We started our Costa Rican travels on the stretch of Pacific Coast between Uvita and Jaco. Jaco is the largest town in this area and many think that it is overdeveloped or too touristy. But we had a feeling that we should see for ourselves and we were glad we did. Sure, Jaco has many North American tourists, international restaurants and hotels, but we found the restaurants to be good, the hotels peaceful, and the tourists concentrated on the one main street. West of the main street, the beach was wide, clean and quiet and on either ends of town, the atmosphere was very tranquil. We loved that so many hotels had pools for us to stay cool in, whether we were by our suite at Hotel Canciones del Mar, swimming under fountains at Arenal Paraiso Hotel or chilling out with the surfer staff on the patio at Hotel Kangaroo. Monkeys, squirrels and iguanas climbed in the treetops above, and the occasional ripe mango crashed down with a thud. After chatting with the helpful travel agents at Solutions, we learned about Esterillos Beach, a very secluded tiny village where we could have relaxed for ages. We stayed in a fantastic apartment-like suite at Hotel La Dolce Vita, where we could walk right out onto the deserted beach and have a quiet outdoor dinner at one of the only cafes in town. Further south, we checked out the town of Dominical, where we were greeted by a sloth crossing the dirt road to get back to his tree. The main village consisted of little more than a handful of cafes, hotels and cabinas erected on muddy roads in front of the small unkempt beach which is very popular with gringo surfers. Though there were not many bodyboards and flippers for rent, Brad found good equipment at Salsa Brava Surf Shop and got to sample some of the waves that Costa Rica is famous for. We then found an unexpected treat just outside of Dominical - a fantastic hostel in the great little town of Uvita. We spent hours reading in hammocks, eating home cooked meals, and chatting with staff and travelers at Hotel Tucan, then walked around the entirely rural area, 20 minutes up to a secluded waterfall and swimming hole, then 40-minutes down a country road to protected, pristine beaches, where we met our first two stingrays. Gotta shuffle the feet!
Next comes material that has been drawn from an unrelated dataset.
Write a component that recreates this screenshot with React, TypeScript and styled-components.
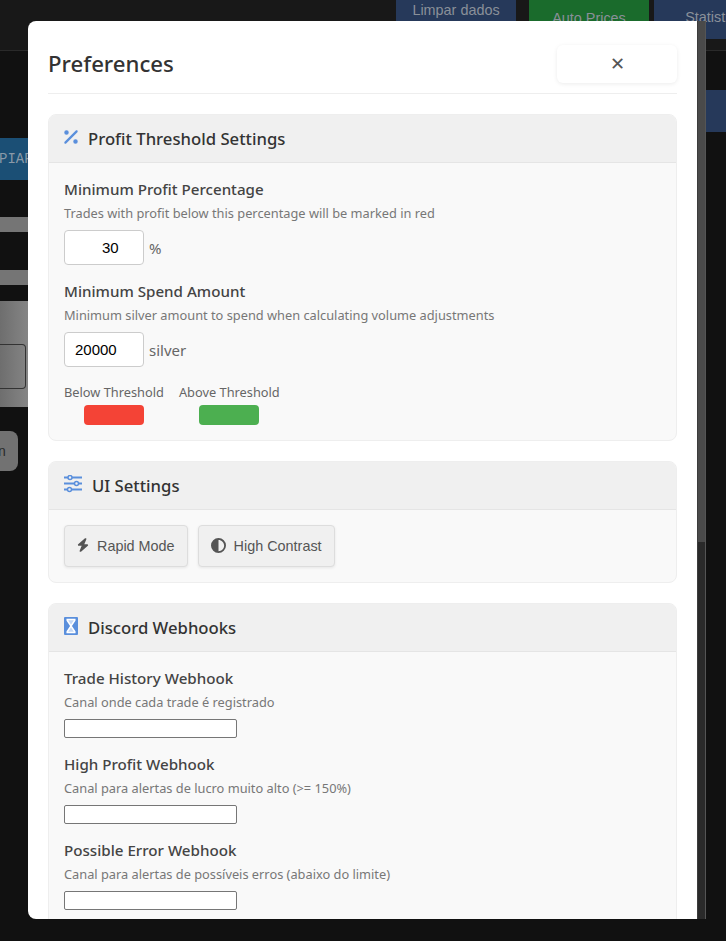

Just like everyone else, we'd come to Costa Rica to see beaches, jungle and animals, and so far our expectations had been fulfilled. But the real prize was yet to come - the Quepos area and Manuel Antonio National Park. In Quepos town, we found Iguana Tours, who took four of us paddling through the mangrove swamps in kayaks. Our guide was a master at spotting wildlife and pointed out birds, lizards, bats, crabs, white-faced monkeys and a rainbow boa constrictor. We were then treated to a huge traditional lunch at the one of the guides homes in the hills ... awesome! We learned more about the jungle at the Kids Saving the Rainforest shop at the Hotel Mono Azul, where we stayed for two nights on the tropical mountain road that leads to the national park. And if we hadn't already seen so many animals already, at Manuel Antonio National Park, we spotted another sloth, a huge family of white-faced monkeys, the very rarely spotted anteater, and a deer that walked right up to us to say hello. The national park's forest trails were a delight to walk through and the beaches were the most beautiful we had seen in Costa Rica. Traveling here in the beginning of the wet season meant that we had to do lots of our activities early in the day, but also ensured that the foliage was greener, the crowds were smaller and that many of our hot days were cooled off by afternoon rain showers.

Travelers Tips:
**Unless you are on an international bus, when you cross the Panama/Costa Rica border, you will have to make an effort to find the immigration offices on both sides. Ask around for "Bin Laden", a friendly English speaking Panamanian guy who can show you all the procedures, or ask another local where to go to get stamped in and out.

**When taking local buses up and down the coast, always ask several locals about the bus schedules and pick-up locations as the times listed in guides are never complete.

**For those who would rather not fuss with local buses, Costa Rica has two great shuttle service companies, Interbus and Greyline. Both companies will transport you door-to-door between major cities in air-conditioned mini-buses for around $25 (depending on distance). Book at a hotel or local tour agent.

**You can use dollars in Costa Rica, though you will usually get your change in colones. Always check the exchange rate. Tipping is not expected!

**SURF: Lots of fantastic beach breaks along this part of CR. In particular, Playa (beach) Dominical, Esterillos, Hermosa and Jaco. Other than in Jaco and Salsa Brava in Dominical, there are not many quality board rental shops, so bring your own equipment if you can.